#### Stated problem:
Print nothing but the lines from the start of the listing below through the line that contains "import React from". Do not include the pictures.
::::
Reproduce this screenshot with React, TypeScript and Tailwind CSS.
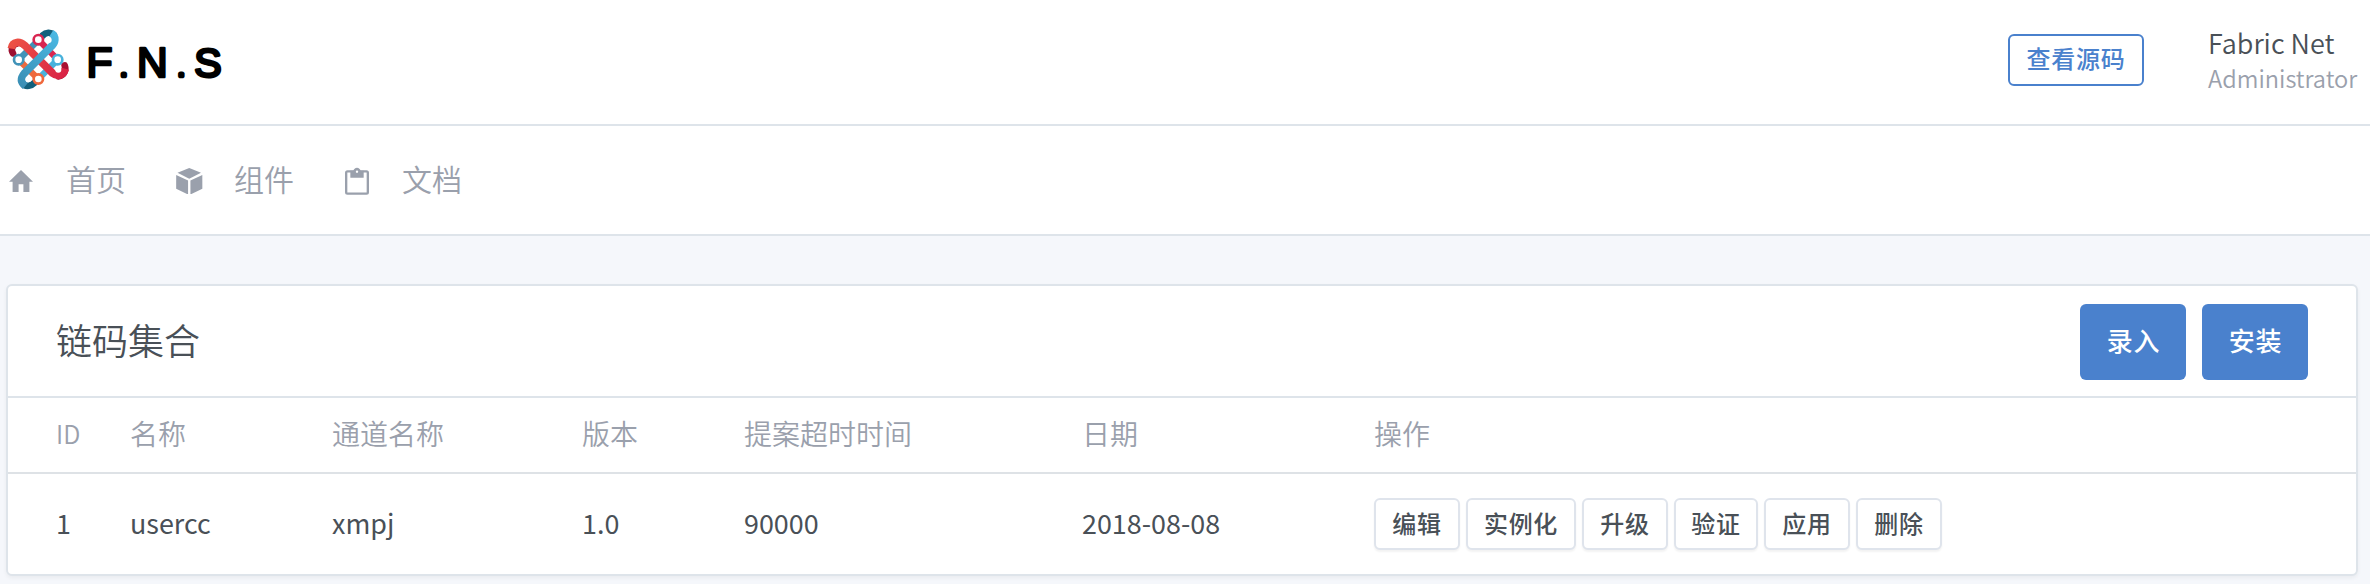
import React from "react";

function Logo() {
  return (
    <svg width="232" height="76" viewBox="0 0 232 76" className="block">
      <defs>
        <linearGradient id="blue" gradientUnits="userSpaceOnUse" x1="55" y1="180" x2="150" y2="20">
          <stop offset="0" stopColor="#3a8fb5" />
          <stop offset="1" stopColor="#4ab8e3" />
        </linearGradient>
        <linearGradient id="red" gradientUnits="userSpaceOnUse" x1="25" y1="50" x2="185" y2="150">
          <stop offset="0" stopColor="#ec5045" />
          <stop offset="1" stopColor="#d92245" />
        </linearGradient>
      </defs>
      <g transform="translate(4 3) scale(0.3333)">
        <g fill="none" strokeWidth="19" strokeLinecap="round">
          <path d="M44 101 L118 28" stroke="#4193b8" />
          <path d="M103 41 L161 101" stroke="#d92550" />
          <path d="M44 101 L103 159" stroke="#ee6a3e" />
          <path d="M103 159 L161 101" stroke="#49b2dc" />
        </g>
        <g fill="none" strokeWidth="20" strokeLinecap="round">
          <path d="M27 82 C20 70 24 58 40 52" stroke="#9c1030" />
          <path d="M182 118 C187 132 182 146 164 151" stroke="#a81032" />
          <path d="M116 28 C126 18 140 18 149 26" stroke="#12607c" />
          <path d="M58 174 C66 184 82 180 92 170" stroke="#12607c" />
        </g>
        <g fill="none" strokeWidth="23">
          <path d="M22 68 C26 44 48 46 62 58 L146 142 C160 153 178 150 184 128" stroke="url(#red)" />
          <path d="M142 22 C158 32 154 50 142 61 L61 142 C48 158 52 170 64 180" stroke="url(#blue)" />
        </g>
        <g fill="#fff" strokeWidth="8">
          <circle cx="103" cy="41" r="14" stroke="#d92550" />
          <circle cx="44" cy="101" r="14" stroke="#4193b8" />
          <circle cx="161" cy="101" r="14" stroke="#49b2dc" />
          <circle cx="103" cy="159" r="14" stroke="#f0683c" />
        </g>
        <g fill="#fff">
          <circle cx="44" cy="71" r="9" />
          <circle cx="134" cy="42" r="9" />
          <circle cx="163" cy="131" r="9" />
          <circle cx="73" cy="160" r="9" />
        </g>
      </g>
      <g fill="#000" stroke="#000" strokeLinejoin="round" className="font-['Liberation_Sans',sans-serif]">
        <text y="54.200" x="86.400" fontSize="42.500" strokeWidth="2.700">F</text>
        <text y="53.400" x="120.900" fontSize="20" strokeWidth="4.700">.</text>
        <text y="54.200" x="136.900" fontSize="42.500" strokeWidth="2.700">N</text>
        <text y="53.400" x="178.500" fontSize="20" strokeWidth="4.700">.</text>
        <text y="54.200" x="194.300" fontSize="41" strokeWidth="2.900">S</text>
      </g>
    </svg>
  );
}

function HomeIcon() {
  return (
    <svg width="24" height="22" viewBox="2 3 20 17" preserveAspectRatio="none" fill="currentColor">
      <path d="M10 20v-6h4v6h5v-8h3L12 3 2 12h3v8z" />
    </svg>
  );
}

function BoxIcon() {
  return (
    <svg width="26.500" height="26.500" viewBox="30 23 78 79" fill="currentColor" className="-ml-px">
      <path d="M69 23 104 37.500 69 55 34 37.500z" />
      <path d="M30 44 65.500 60v42L30 85z" />
      <path d="M108 44 72.500 60v42L108 85z" />
    </svg>
  );
}

function ClipboardIcon() {
  return (
    <svg width="24" height="28" viewBox="27 20 72 84" fill="none" stroke="currentColor">
      <rect x="30.500" y="33" width="65" height="67" rx="4" strokeWidth="7" />
      <path d="M43 31h9c2-5 5-9 11-9s9 4 11 9h9v21H43z" fill="currentColor" stroke="none" />
      <circle cx="63" cy="34" r="3.500" fill="#fff" stroke="none" />
    </svg>
  );
}

const navItems = [
  { label: "首页", icon: <HomeIcon /> },
  { label: "组件", icon: <BoxIcon /> },
  { label: "文档", icon: <ClipboardIcon /> },
];

const columns = [
  { label: "ID", width: "w-[122px]" },
  { label: "名称", width: "w-[202px]" },
  { label: "通道名称", width: "w-[250px]" },
  { label: "版本", width: "w-[162px]" },
  { label: "提案超时时间", width: "w-[338px]" },
  { label: "日期", width: "w-[292px]" },
  { label: "操作", width: "" },
];

const row = ["1", "usercc", "xmpj", "1.0", "90000", "2018-08-08"];

const actions = [
  { label: "编辑", width: "w-[86px]" },
  { label: "实例化", width: "w-[110px]" },
  { label: "升级", width: "w-[86px]" },
  { label: "验证", width: "w-[84px]" },
  { label: "应用", width: "w-[86px]" },
  { label: "删除", width: "w-[86px]" },
];

export default function App() {
  return (
    <div className="h-[584px] w-[2370px] overflow-hidden bg-[#f5f7fb] font-['Noto_Sans_CJK_SC',sans-serif] text-[#495057]">
      <header className="flex h-[126px] items-start justify-between border-b-2 border-[#dee4ea] bg-white">
        <div className="pt-[23px]">
          <Logo />
        </div>
        <div className="flex">
          <button className="mt-[34px] flex h-[52px] w-[136px] items-center justify-center rounded-md border-2 border-[#4a81cd] pb-1 text-[24px] leading-none font-medium tracking-[0.03em] text-[#4a81cd]">
            查看源码
          </button>
          <div className="ml-[64px] flex w-[162px] flex-col pt-[25px] whitespace-nowrap">
            <span className="text-[27px] leading-9 font-[350]">Fabric Net</span>
            <span className="text-[23.600px] leading-[34px] font-[350] text-[#9aa0ac]">Administrator</span>
          </div>
        </div>
      </header>

      <nav className="flex h-[110px] items-center border-b-2 border-[#dee4ea] bg-white pl-[9px] text-[#9aa0ac]">
        {navItems.map((item) => (
          <a key={item.label} className="flex w-[168px] items-center">
            <span className="mt-0.5 flex w-[57px]">{item.icon}</span>
            <span className="pb-[5px] text-[30px] leading-none font-[350]">{item.label}</span>
          </a>
        ))}
      </nav>

      <main className="px-1.5 pt-12">
        <section className="h-[292px] w-[2352px] rounded-md border-2 border-[#dee4ea] bg-white shadow-[0_2px_4px_rgba(0,0,0,0.05)]">
          <div className="flex h-[112px] items-center justify-between border-b-2 border-[#dee4ea] pr-12 pl-12">
            <h3 className="pb-[5px] text-[36px] leading-none font-[350]">链码集合</h3>
            <div className="flex gap-4 pt-0.5">
              {["录入", "安装"].map((label) => (
                <button
                  key={label}
                  className="flex h-[76px] w-[106px] items-center justify-center rounded-md bg-[#4a81cd] pb-1 pl-px text-[26px] leading-none font-medium tracking-[0.03em] text-white"
                >
                  {label}
                </button>
              ))}
            </div>
          </div>
          <table className="w-full table-fixed border-separate border-spacing-0 text-left">
            <thead>
              <tr className="h-[76px] text-[28px] leading-9 text-[#9aa0ac]">
                {columns.map((column, i) => (
                  <th
                    key={column.label}
                    className={`${column.width} border-b-2 border-[#dee2e6] p-0 font-[350] ${i === 0 ? "pb-1 pl-12 text-[25px]" : "pb-[5px]"}`}
                  >
                    {column.label}
                  </th>
                ))}
              </tr>
            </thead>
            <tbody>
              <tr className="h-[100px] text-[26.900px]">
                {row.map((value, i) => (
                  <td key={value} className={i === 0 ? "p-0 pb-0.5 pl-12" : "p-0 pb-0.5"}>
                    {value}
                  </td>
                ))}
                <td className="p-0">
                  <div className="flex gap-1.5">
                    {actions.map((action) => (
                      <button
                        key={action.label}
                        className={`${action.width} flex h-[52px] items-center justify-center rounded-md border-2 border-[#dfe4ec] bg-white pb-[3px] text-[24px] leading-none font-medium tracking-[0.03em] shadow-[0_2px_2px_rgba(0,0,0,0.05)]`}
                      >
                        {action.label}
                      </button>
                    ))}
                  </div>
                </td>
              </tr>
            </tbody>
          </table>
        </section>
      </main>
    </div>
  );
}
::::
#### Solution for this exercise:
Reproduce this screenshot with React, TypeScript and Tailwind CSS.
import React from "react";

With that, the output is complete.